TASK BRIEF:
Bring together all lines of the material below that contain the string "index".

[start COLLECTED MATERIAL]

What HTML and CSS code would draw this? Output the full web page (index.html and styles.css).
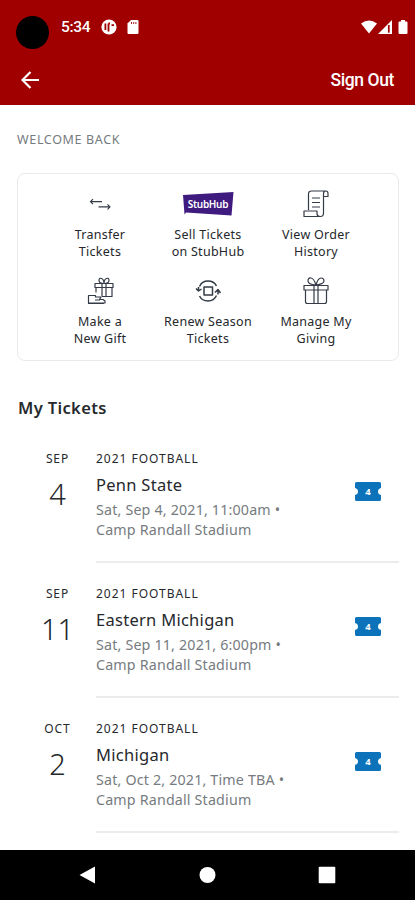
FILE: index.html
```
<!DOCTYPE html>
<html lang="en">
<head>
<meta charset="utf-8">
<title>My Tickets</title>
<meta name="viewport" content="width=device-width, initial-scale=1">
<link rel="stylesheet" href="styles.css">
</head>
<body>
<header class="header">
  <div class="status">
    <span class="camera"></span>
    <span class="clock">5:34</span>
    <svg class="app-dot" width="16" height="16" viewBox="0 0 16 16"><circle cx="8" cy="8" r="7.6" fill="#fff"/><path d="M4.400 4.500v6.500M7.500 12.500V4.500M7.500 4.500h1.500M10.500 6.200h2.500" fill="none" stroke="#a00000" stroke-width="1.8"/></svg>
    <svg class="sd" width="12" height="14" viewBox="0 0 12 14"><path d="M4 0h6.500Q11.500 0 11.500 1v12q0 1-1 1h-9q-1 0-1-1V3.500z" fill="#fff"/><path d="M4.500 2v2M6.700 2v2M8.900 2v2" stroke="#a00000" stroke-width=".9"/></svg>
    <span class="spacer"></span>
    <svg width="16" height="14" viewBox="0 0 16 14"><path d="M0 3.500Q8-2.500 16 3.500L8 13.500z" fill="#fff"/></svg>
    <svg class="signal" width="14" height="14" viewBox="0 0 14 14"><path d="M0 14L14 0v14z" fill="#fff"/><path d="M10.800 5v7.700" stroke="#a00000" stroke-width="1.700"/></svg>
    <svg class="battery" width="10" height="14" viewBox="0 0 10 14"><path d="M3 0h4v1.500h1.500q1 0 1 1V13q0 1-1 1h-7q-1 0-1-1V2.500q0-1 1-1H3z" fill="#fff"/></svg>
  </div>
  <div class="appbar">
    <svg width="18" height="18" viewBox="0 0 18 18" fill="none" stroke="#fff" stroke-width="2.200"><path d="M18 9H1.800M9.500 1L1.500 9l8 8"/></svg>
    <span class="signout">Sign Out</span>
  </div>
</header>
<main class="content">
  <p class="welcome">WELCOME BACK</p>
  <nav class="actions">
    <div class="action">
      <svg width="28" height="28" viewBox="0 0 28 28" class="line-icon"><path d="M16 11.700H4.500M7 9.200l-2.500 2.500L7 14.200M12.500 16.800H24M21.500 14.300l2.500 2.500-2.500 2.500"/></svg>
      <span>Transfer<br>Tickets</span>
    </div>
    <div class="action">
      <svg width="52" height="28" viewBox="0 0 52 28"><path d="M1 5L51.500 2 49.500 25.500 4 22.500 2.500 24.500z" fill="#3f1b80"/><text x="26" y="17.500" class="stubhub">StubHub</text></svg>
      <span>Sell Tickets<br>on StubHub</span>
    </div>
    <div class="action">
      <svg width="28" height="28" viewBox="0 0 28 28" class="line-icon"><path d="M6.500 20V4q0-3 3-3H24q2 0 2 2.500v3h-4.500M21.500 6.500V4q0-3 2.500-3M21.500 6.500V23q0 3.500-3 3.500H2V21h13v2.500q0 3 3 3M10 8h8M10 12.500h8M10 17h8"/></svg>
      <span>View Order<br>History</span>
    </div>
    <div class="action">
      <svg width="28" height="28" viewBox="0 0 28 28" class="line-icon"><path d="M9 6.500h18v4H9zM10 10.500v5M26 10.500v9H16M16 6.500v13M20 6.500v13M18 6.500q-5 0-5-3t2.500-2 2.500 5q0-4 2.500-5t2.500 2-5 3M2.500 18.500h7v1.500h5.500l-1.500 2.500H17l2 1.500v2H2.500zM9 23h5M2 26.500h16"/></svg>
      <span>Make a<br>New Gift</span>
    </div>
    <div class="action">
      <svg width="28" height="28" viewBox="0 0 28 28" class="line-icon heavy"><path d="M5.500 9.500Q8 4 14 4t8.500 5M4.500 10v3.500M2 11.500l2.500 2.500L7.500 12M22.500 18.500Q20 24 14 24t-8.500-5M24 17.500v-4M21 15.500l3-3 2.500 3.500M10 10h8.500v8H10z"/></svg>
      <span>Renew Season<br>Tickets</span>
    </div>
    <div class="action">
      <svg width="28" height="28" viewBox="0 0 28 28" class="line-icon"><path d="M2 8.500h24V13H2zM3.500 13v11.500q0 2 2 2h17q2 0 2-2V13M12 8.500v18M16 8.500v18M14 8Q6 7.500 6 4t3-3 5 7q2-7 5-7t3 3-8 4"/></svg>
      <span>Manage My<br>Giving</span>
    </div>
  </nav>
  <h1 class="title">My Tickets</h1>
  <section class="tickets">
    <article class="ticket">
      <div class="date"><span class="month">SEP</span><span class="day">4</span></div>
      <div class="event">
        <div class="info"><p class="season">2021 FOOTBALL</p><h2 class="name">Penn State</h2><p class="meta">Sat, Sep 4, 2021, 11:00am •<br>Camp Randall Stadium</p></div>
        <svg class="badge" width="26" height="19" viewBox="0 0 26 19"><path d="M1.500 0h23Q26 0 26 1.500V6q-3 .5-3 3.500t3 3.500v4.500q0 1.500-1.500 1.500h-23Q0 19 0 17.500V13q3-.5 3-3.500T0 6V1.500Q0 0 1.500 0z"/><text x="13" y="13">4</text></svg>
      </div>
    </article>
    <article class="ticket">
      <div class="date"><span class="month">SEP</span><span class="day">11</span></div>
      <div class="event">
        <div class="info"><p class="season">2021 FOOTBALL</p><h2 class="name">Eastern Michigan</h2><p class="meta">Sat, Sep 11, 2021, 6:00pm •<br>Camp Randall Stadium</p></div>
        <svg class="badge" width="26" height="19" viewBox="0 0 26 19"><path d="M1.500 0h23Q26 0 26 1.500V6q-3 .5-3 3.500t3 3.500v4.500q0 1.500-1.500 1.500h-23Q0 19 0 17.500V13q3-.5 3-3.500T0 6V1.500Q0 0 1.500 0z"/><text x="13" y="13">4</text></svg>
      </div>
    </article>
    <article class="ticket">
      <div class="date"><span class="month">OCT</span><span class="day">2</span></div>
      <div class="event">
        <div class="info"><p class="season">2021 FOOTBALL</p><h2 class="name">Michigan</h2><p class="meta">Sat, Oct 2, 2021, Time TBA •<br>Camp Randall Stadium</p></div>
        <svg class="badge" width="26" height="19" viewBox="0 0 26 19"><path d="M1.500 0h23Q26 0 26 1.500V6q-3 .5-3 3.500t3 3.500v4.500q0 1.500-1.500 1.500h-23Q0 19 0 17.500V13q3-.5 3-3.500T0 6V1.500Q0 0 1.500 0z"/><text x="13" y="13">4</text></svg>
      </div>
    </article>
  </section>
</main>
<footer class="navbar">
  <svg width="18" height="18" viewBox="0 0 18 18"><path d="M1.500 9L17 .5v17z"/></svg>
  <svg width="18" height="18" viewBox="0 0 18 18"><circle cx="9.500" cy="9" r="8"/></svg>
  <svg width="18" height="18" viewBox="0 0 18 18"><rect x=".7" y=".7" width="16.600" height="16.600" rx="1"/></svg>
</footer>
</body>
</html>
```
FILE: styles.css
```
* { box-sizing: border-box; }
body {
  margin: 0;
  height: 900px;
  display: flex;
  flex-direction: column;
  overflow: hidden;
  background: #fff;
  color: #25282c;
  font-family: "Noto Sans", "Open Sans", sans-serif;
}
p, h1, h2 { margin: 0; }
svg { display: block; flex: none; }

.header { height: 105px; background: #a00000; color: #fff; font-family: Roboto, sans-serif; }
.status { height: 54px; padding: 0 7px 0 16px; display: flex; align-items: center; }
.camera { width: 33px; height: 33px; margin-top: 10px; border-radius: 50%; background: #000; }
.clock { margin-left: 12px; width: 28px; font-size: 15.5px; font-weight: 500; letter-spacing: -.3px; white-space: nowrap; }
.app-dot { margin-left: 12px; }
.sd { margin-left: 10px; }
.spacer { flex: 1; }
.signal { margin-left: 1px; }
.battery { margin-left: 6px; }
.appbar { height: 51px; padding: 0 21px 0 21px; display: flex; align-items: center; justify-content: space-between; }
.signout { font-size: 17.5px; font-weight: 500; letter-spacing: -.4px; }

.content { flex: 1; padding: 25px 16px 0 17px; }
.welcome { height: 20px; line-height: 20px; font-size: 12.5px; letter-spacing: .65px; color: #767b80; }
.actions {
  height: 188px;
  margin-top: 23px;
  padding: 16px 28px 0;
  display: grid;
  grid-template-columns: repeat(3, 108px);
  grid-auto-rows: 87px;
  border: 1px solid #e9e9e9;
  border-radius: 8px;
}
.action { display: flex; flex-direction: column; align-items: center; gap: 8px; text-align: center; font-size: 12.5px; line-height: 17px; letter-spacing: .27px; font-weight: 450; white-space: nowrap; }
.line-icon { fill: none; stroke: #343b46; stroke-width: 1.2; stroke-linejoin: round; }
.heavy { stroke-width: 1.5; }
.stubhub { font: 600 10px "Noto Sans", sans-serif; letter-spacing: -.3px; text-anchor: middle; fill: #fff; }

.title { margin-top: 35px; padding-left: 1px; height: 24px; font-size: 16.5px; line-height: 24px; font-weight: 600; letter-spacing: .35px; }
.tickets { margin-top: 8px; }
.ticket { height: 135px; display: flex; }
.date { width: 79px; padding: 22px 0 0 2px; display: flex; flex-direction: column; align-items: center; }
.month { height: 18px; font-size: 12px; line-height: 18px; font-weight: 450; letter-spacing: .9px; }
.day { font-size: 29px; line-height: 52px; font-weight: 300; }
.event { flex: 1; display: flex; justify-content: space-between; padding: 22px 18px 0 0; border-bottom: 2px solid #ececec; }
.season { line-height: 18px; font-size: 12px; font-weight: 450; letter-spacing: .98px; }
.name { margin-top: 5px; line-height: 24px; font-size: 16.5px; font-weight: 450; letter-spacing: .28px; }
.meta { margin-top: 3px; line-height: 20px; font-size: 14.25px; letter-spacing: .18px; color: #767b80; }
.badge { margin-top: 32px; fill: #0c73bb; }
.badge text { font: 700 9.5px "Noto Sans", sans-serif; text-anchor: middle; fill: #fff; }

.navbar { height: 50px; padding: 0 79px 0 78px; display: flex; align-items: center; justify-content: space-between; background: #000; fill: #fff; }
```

[end COLLECTED MATERIAL]

OUTPUT OF THE TASK:
What HTML and CSS code would draw this? Output the full web page (index.html and styles.css).
FILE: index.html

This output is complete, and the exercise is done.